In the UK I've only ever seen it used for external timbers, to prevent rot. But I seem to recall that in the US it's used much more widely, including on furniture woods, I vaguely recall that the benefit is supposed to be extreme stability?

I've been offered some rippled Sycamore that's been heat treated,

Thermo Rippled Sycamore.JPG


Thermo-Sycamore-2.jpg


There's a wide colour variation as you can see from these photos. I'd have expected the wood to be very brittle, especially as the ripple figure is so pronounced, but these sample boards came through my planer thicknesser as clean as a whistle with almost no tear out. The wood definitely smells "smokey", in fact after just a couple of boards the workshop smells as if there's been a barbecue in there!

The price isn't too bad, so if it's true that you can treat the timber almost like ply or MDF in terms of its dimensional stability, then why isn't it more widely used?

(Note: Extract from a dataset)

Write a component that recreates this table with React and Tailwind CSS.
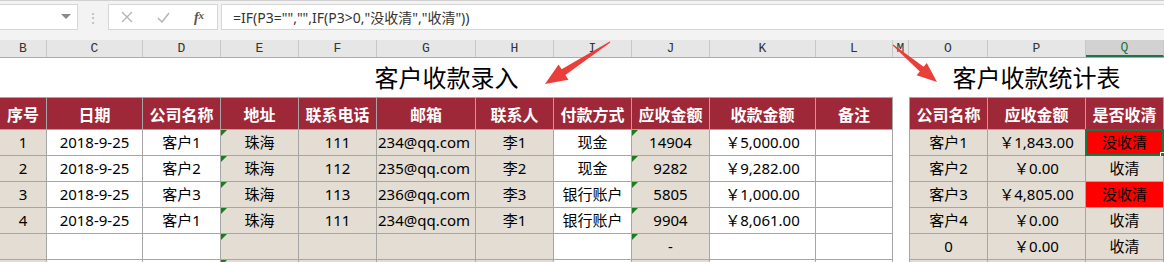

I know chocolate coloured Sycamore comes as a bit of a shock, but I guess you could get used to it!

I'm interested because there's a design I'd like to make, with lots of large textural beading cut into wide, curved drawer fronts, but the stability issue means it's a tricky and expensive lamination job unless something like this is viable so it could be made from the solid.

Could anyone recommend a US woodworking forum where I might find makers more familiar with this material?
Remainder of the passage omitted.